▶ _Problem details_: Repeat the entries below exactly as they appear, with no pictures.

____

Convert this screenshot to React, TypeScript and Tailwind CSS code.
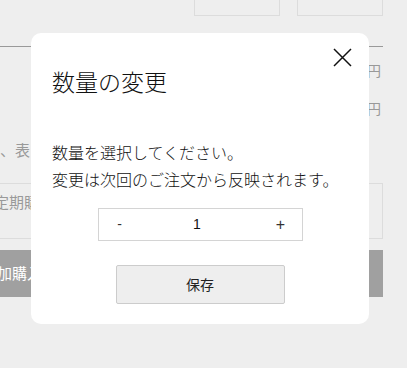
import React from 'react';

const jp = 'font-["Noto_Sans_CJK_JP","Noto_Sans",sans-serif]';

const CloseIcon = () => (
  <svg width="19" height="19" viewBox="0 0 19 19" fill="none" stroke="#111" strokeWidth="1.5">
    <path d="M1 1L18 18M18 1L1 18" />
  </svg>
);

export default function App() {
  return (
    <div className={`relative w-[407px] h-[368px] overflow-hidden bg-[#eeeeee] ${jp}`}>
      {/* page behind the dialog */}
      <div className="w-[383px]">
        <div className="flex justify-end gap-[17px]">
          <div className="w-[86px] h-[16px] border border-t-0 border-[#dcdcdc]" />
          <div className="w-[86px] h-[16px] border border-t-0 border-[#dcdcdc]" />
        </div>
        <div className="mt-[30px] border-t border-[#999]" />
        <div className="mt-[13px] h-[20px] leading-[20px] text-right pr-[2px] text-[14px] text-[#999]">円</div>
        <div className="mt-[18px] h-[20px] leading-[20px] text-right pr-[2px] text-[14px] text-[#999]">円</div>
        <div className="mt-[22px] h-[20px] leading-[20px] -ml-[15px] text-[15px] text-[#999] whitespace-nowrap">際、表</div>
        <div className="mt-[23px] h-[56px] border-y border-r border-[#dcdcdc] pt-[8px]">
          <div className="leading-[20px] -ml-[6px] text-[15px] text-[#999] whitespace-nowrap">定期購</div>
        </div>
        <div className="mt-[11px] h-[47px] bg-[#a0a0a0] flex items-center">
          <span className="-ml-[18px] text-[15px] text-white whitespace-nowrap">追加購入</span>
        </div>
      </div>

      {/* dialog */}
      <div className="absolute left-[31px] top-[33px] w-[338px] h-[291px] bg-white rounded-[10px] px-[21px]">
        <button className="absolute top-[15px] right-[17px] w-[19px] h-[19px]">
          <CloseIcon />
        </button>
        <h2 className="pt-[32px] text-[23px] leading-[32px] text-[#111] font-light">数量の変更</h2>
        <div className="mt-[42px] text-[16px] leading-[27px] text-[#111] font-light">
          <p>数量を選択してください。</p>
          <p>変更は次回のご注文から反映されます。</p>
        </div>
        <div className='mx-auto mt-[15px] w-[205px] h-[33px] border border-[#d4d4d4] flex items-center font-["Liberation_Sans",sans-serif] text-[14px]'>
          <button className="w-[42px] h-full text-[#333]">-</button>
          <div className="flex-1 text-center pr-[6px] text-[#111]">1</div>
          <button className="w-[42px] h-full text-[#333] text-[16px]">+</button>
        </div>
        <button className="block mx-auto mt-[24px] w-[169px] h-[39px] bg-[#eeeeee] border border-[#cccccc] rounded-[2px] text-[14px] text-[#222]">
          保存
        </button>
      </div>
    </div>
  );
}
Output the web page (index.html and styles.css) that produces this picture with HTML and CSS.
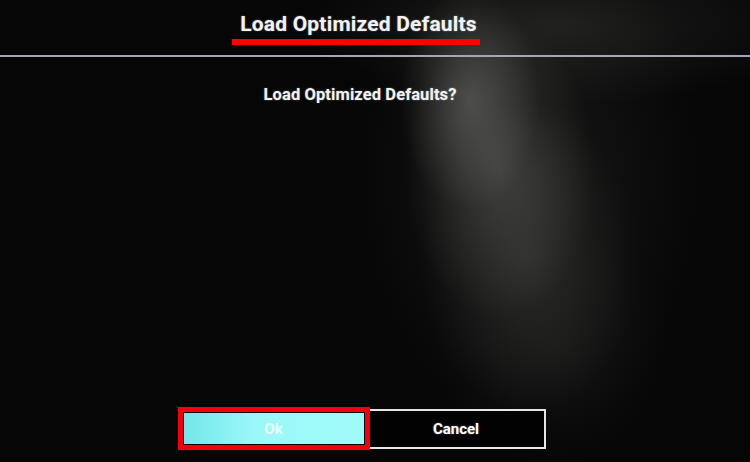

____

▶ _Completed task_:
Convert this screenshot to React, TypeScript and Tailwind CSS code.
import React from 'react';

const jp = 'font-["Noto_Sans_CJK_JP","Noto_Sans",sans-serif]';

const CloseIcon = () => (
  <svg width="19" height="19" viewBox="0 0 19 19" fill="none" stroke="#111" strokeWidth="1.5">
    <path d="M1 1L18 18M18 1L1 18" />
  </svg>
);

export default function App() {
  return (
    <div className={`relative w-[407px] h-[368px] overflow-hidden bg-[#eeeeee] ${jp}`}>
      {/* page behind the dialog */}
      <div className="w-[383px]">
        <div className="flex justify-end gap-[17px]">
          <div className="w-[86px] h-[16px] border border-t-0 border-[#dcdcdc]" />
          <div className="w-[86px] h-[16px] border border-t-0 border-[#dcdcdc]" />
        </div>
        <div className="mt-[30px] border-t border-[#999]" />
        <div className="mt-[13px] h-[20px] leading-[20px] text-right pr-[2px] text-[14px] text-[#999]">円</div>
        <div className="mt-[18px] h-[20px] leading-[20px] text-right pr-[2px] text-[14px] text-[#999]">円</div>
        <div className="mt-[22px] h-[20px] leading-[20px] -ml-[15px] text-[15px] text-[#999] whitespace-nowrap">際、表</div>
        <div className="mt-[23px] h-[56px] border-y border-r border-[#dcdcdc] pt-[8px]">
          <div className="leading-[20px] -ml-[6px] text-[15px] text-[#999] whitespace-nowrap">定期購</div>
        </div>
        <div className="mt-[11px] h-[47px] bg-[#a0a0a0] flex items-center">
          <span className="-ml-[18px] text-[15px] text-white whitespace-nowrap">追加購入</span>
        </div>
      </div>

      {/* dialog */}
      <div className="absolute left-[31px] top-[33px] w-[338px] h-[291px] bg-white rounded-[10px] px-[21px]">
        <button className="absolute top-[15px] right-[17px] w-[19px] h-[19px]">
          <CloseIcon />
        </button>
        <h2 className="pt-[32px] text-[23px] leading-[32px] text-[#111] font-light">数量の変更</h2>
        <div className="mt-[42px] text-[16px] leading-[27px] text-[#111] font-light">
          <p>数量を選択してください。</p>
          <p>変更は次回のご注文から反映されます。</p>
        </div>
        <div className='mx-auto mt-[15px] w-[205px] h-[33px] border border-[#d4d4d4] flex items-center font-["Liberation_Sans",sans-serif] text-[14px]'>
          <button className="w-[42px] h-full text-[#333]">-</button>
          <div className="flex-1 text-center pr-[6px] text-[#111]">1</div>
          <button className="w-[42px] h-full text-[#333] text-[16px]">+</button>
        </div>
        <button className="block mx-auto mt-[24px] w-[169px] h-[39px] bg-[#eeeeee] border border-[#cccccc] rounded-[2px] text-[14px] text-[#222]">
          保存
        </button>
      </div>
    </div>
  );
}
Output the web page (index.html and styles.css) that produces this picture with HTML and CSS.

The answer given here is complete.